» EXERCISE DIRECTIONS:
Output the lines below exactly, please, from the first line until the line with "0 000 3zM1.5", counting both.

» SUPPLIED DATA:
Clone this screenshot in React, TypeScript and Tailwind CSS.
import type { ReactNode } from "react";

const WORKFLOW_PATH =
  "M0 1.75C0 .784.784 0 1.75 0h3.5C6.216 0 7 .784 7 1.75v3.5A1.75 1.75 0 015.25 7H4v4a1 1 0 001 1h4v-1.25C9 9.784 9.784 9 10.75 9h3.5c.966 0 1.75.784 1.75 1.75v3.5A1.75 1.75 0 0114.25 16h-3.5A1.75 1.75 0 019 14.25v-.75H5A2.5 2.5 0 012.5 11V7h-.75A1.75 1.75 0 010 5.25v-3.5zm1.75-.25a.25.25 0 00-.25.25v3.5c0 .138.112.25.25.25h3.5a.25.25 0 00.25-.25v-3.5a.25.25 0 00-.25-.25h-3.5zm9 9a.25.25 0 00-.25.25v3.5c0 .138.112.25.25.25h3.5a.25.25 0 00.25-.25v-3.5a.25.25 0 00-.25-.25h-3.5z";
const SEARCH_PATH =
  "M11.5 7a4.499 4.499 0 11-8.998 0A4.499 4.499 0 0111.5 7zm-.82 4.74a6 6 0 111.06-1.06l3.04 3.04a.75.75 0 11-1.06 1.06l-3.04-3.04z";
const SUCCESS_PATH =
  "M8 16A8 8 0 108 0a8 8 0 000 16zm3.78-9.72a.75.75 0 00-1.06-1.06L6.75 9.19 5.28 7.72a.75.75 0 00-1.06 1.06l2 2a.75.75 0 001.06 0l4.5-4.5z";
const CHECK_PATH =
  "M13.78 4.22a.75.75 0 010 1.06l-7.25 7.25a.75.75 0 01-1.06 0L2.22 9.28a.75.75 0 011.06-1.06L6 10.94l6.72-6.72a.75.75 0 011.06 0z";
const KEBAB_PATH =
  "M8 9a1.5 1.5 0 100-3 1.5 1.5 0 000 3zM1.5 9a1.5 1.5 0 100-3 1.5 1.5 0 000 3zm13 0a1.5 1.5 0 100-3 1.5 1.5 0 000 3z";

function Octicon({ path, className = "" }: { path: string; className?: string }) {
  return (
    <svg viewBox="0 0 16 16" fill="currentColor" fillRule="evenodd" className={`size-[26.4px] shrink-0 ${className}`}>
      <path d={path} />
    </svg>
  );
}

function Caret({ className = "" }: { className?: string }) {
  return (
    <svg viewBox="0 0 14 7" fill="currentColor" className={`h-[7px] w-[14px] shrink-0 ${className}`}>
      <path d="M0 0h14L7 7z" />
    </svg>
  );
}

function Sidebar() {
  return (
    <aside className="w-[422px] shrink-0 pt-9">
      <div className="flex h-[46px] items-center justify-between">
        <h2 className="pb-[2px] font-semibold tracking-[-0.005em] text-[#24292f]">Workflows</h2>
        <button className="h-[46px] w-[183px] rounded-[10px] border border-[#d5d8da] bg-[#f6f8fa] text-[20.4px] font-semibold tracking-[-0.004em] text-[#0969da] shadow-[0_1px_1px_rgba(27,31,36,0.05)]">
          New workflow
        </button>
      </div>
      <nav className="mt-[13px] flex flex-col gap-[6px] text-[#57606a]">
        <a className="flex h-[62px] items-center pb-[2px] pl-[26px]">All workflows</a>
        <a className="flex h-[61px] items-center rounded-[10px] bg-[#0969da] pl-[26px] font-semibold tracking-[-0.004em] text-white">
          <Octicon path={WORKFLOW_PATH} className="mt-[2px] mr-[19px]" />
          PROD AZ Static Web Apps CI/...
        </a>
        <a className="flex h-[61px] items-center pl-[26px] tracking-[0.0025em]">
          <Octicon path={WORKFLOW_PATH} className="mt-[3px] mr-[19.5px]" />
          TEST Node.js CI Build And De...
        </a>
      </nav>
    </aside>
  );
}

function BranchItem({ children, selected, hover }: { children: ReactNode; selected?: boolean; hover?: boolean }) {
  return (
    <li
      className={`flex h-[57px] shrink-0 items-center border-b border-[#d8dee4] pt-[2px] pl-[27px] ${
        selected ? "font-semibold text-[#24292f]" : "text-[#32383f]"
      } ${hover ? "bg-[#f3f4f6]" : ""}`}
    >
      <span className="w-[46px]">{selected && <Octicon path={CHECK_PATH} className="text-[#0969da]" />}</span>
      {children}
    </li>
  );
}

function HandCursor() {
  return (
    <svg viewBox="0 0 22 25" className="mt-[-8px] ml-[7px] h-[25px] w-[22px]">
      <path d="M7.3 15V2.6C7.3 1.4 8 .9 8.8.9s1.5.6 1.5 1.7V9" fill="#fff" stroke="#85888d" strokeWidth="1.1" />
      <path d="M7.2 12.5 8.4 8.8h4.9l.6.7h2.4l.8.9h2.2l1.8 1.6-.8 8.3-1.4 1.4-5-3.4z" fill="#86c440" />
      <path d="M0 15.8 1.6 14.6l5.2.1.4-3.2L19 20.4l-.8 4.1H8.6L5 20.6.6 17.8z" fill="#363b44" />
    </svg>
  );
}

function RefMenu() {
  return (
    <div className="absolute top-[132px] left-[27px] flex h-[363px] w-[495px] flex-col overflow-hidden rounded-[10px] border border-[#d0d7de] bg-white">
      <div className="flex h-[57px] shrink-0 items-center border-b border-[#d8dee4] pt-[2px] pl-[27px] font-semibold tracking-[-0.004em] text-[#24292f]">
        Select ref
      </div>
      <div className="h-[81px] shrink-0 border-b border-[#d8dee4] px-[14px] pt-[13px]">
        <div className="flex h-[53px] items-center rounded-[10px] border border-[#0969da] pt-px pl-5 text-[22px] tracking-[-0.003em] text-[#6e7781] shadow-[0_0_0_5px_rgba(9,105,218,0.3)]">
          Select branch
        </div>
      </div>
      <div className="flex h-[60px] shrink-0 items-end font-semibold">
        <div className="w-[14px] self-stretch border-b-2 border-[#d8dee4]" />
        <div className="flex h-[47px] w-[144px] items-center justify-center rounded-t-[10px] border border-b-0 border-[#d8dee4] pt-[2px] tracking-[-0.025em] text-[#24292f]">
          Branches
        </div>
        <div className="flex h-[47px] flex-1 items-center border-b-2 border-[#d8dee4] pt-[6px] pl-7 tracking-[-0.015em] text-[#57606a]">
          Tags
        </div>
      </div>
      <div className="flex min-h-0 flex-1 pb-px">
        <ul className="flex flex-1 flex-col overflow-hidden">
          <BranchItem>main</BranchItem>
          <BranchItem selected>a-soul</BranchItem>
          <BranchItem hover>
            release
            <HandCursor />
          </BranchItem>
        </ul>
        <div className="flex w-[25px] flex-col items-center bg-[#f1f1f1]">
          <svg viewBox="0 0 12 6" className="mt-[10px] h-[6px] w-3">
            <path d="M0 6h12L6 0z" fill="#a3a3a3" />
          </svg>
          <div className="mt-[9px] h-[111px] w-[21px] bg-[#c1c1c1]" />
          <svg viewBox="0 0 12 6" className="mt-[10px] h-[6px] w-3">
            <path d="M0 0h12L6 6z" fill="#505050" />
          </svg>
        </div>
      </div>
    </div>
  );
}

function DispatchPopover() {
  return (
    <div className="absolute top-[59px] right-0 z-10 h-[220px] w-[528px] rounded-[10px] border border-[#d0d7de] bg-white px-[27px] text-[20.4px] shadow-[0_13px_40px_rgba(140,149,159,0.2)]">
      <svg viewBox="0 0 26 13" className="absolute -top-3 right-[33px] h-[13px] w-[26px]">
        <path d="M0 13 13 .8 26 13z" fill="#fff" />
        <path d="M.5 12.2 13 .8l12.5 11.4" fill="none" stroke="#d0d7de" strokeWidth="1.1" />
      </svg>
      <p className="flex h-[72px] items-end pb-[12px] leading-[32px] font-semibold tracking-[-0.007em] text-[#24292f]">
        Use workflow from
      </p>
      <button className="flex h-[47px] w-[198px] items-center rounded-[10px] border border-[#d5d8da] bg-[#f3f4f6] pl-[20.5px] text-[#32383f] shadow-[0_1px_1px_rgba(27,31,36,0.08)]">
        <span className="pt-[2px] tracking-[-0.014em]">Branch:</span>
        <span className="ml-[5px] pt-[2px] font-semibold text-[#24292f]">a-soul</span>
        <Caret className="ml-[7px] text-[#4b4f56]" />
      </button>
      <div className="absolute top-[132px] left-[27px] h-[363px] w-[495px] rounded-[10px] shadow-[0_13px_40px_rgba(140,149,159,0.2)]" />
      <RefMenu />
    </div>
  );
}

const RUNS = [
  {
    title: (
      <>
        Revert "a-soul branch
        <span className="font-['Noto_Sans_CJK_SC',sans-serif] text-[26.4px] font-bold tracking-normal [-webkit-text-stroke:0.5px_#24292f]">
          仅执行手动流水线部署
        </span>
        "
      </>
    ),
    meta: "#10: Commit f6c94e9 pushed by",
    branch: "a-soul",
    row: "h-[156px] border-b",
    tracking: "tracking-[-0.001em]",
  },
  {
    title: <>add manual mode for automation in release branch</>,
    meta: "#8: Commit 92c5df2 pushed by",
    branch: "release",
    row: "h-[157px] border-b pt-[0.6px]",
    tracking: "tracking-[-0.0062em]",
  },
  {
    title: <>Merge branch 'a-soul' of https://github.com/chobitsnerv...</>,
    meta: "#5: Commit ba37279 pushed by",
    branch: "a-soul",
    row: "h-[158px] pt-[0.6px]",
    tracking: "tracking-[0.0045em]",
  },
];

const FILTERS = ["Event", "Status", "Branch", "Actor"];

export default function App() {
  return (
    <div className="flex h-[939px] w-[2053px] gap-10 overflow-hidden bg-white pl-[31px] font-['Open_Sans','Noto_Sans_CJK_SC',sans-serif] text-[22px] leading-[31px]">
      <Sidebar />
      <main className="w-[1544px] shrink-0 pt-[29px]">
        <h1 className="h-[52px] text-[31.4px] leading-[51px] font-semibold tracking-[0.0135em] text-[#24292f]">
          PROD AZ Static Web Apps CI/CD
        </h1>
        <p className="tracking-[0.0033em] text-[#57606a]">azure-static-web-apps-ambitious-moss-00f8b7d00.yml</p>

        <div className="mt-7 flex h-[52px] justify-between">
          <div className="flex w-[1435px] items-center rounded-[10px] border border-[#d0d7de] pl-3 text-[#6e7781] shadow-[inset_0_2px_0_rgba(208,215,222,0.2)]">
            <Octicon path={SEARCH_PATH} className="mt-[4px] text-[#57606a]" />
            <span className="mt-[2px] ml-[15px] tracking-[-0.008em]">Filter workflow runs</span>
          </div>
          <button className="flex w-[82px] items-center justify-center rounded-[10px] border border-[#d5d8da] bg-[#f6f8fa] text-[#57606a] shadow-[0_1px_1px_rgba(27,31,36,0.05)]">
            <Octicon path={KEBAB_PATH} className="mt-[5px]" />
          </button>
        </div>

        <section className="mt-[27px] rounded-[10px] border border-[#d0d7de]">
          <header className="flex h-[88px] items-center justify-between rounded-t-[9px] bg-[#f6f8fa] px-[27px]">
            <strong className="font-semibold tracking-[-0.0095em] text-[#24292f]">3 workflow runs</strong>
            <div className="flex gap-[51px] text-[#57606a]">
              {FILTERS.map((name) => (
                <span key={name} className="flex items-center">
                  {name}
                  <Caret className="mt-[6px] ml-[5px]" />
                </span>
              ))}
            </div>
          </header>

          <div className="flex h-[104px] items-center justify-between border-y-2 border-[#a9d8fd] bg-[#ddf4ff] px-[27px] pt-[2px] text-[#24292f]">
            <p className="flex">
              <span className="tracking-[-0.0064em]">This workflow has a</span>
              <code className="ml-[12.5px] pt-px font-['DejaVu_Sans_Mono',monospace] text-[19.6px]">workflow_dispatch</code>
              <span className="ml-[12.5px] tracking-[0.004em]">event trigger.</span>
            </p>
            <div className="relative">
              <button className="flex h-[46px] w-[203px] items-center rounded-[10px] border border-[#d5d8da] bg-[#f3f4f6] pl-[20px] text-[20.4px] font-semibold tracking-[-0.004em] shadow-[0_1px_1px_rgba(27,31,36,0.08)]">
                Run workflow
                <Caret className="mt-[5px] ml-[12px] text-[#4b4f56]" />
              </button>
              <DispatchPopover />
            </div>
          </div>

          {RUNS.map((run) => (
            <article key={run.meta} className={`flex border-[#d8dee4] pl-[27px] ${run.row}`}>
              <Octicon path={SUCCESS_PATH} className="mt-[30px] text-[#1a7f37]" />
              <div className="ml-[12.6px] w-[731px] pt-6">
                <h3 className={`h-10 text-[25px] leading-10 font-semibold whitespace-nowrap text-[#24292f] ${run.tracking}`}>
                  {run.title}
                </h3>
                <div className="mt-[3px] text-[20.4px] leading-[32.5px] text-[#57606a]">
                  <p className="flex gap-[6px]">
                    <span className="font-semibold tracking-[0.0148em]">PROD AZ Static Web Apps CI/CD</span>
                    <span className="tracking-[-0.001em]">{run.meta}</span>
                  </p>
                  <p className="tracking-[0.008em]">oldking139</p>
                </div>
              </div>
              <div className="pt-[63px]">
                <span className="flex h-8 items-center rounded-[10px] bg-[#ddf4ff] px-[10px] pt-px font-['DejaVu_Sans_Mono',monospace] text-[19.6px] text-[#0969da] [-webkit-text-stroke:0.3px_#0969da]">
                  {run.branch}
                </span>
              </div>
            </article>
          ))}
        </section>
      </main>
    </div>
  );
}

» THE COMPLETED TASK:
Clone this screenshot in React, TypeScript and Tailwind CSS.
import type { ReactNode } from "react";

const WORKFLOW_PATH =
  "M0 1.75C0 .784.784 0 1.75 0h3.5C6.216 0 7 .784 7 1.75v3.5A1.75 1.75 0 015.25 7H4v4a1 1 0 001 1h4v-1.25C9 9.784 9.784 9 10.75 9h3.5c.966 0 1.75.784 1.75 1.75v3.5A1.75 1.75 0 0114.25 16h-3.5A1.75 1.75 0 019 14.25v-.75H5A2.5 2.5 0 012.5 11V7h-.75A1.75 1.75 0 010 5.25v-3.5zm1.75-.25a.25.25 0 00-.25.25v3.5c0 .138.112.25.25.25h3.5a.25.25 0 00.25-.25v-3.5a.25.25 0 00-.25-.25h-3.5zm9 9a.25.25 0 00-.25.25v3.5c0 .138.112.25.25.25h3.5a.25.25 0 00.25-.25v-3.5a.25.25 0 00-.25-.25h-3.5z";
const SEARCH_PATH =
  "M11.5 7a4.499 4.499 0 11-8.998 0A4.499 4.499 0 0111.5 7zm-.82 4.74a6 6 0 111.06-1.06l3.04 3.04a.75.75 0 11-1.06 1.06l-3.04-3.04z";
const SUCCESS_PATH =
  "M8 16A8 8 0 108 0a8 8 0 000 16zm3.78-9.72a.75.75 0 00-1.06-1.06L6.75 9.19 5.28 7.72a.75.75 0 00-1.06 1.06l2 2a.75.75 0 001.06 0l4.5-4.5z";
const CHECK_PATH =
  "M13.78 4.22a.75.75 0 010 1.06l-7.25 7.25a.75.75 0 01-1.06 0L2.22 9.28a.75.75 0 011.06-1.06L6 10.94l6.72-6.72a.75.75 0 011.06 0z";
const KEBAB_PATH =
  "M8 9a1.5 1.5 0 100-3 1.5 1.5 0 000 3zM1.5 9a1.5 1.5 0 100-3 1.5 1.5 0 000 3zm13 0a1.5 1.5 0 100-3 1.5 1.5 0 000 3z";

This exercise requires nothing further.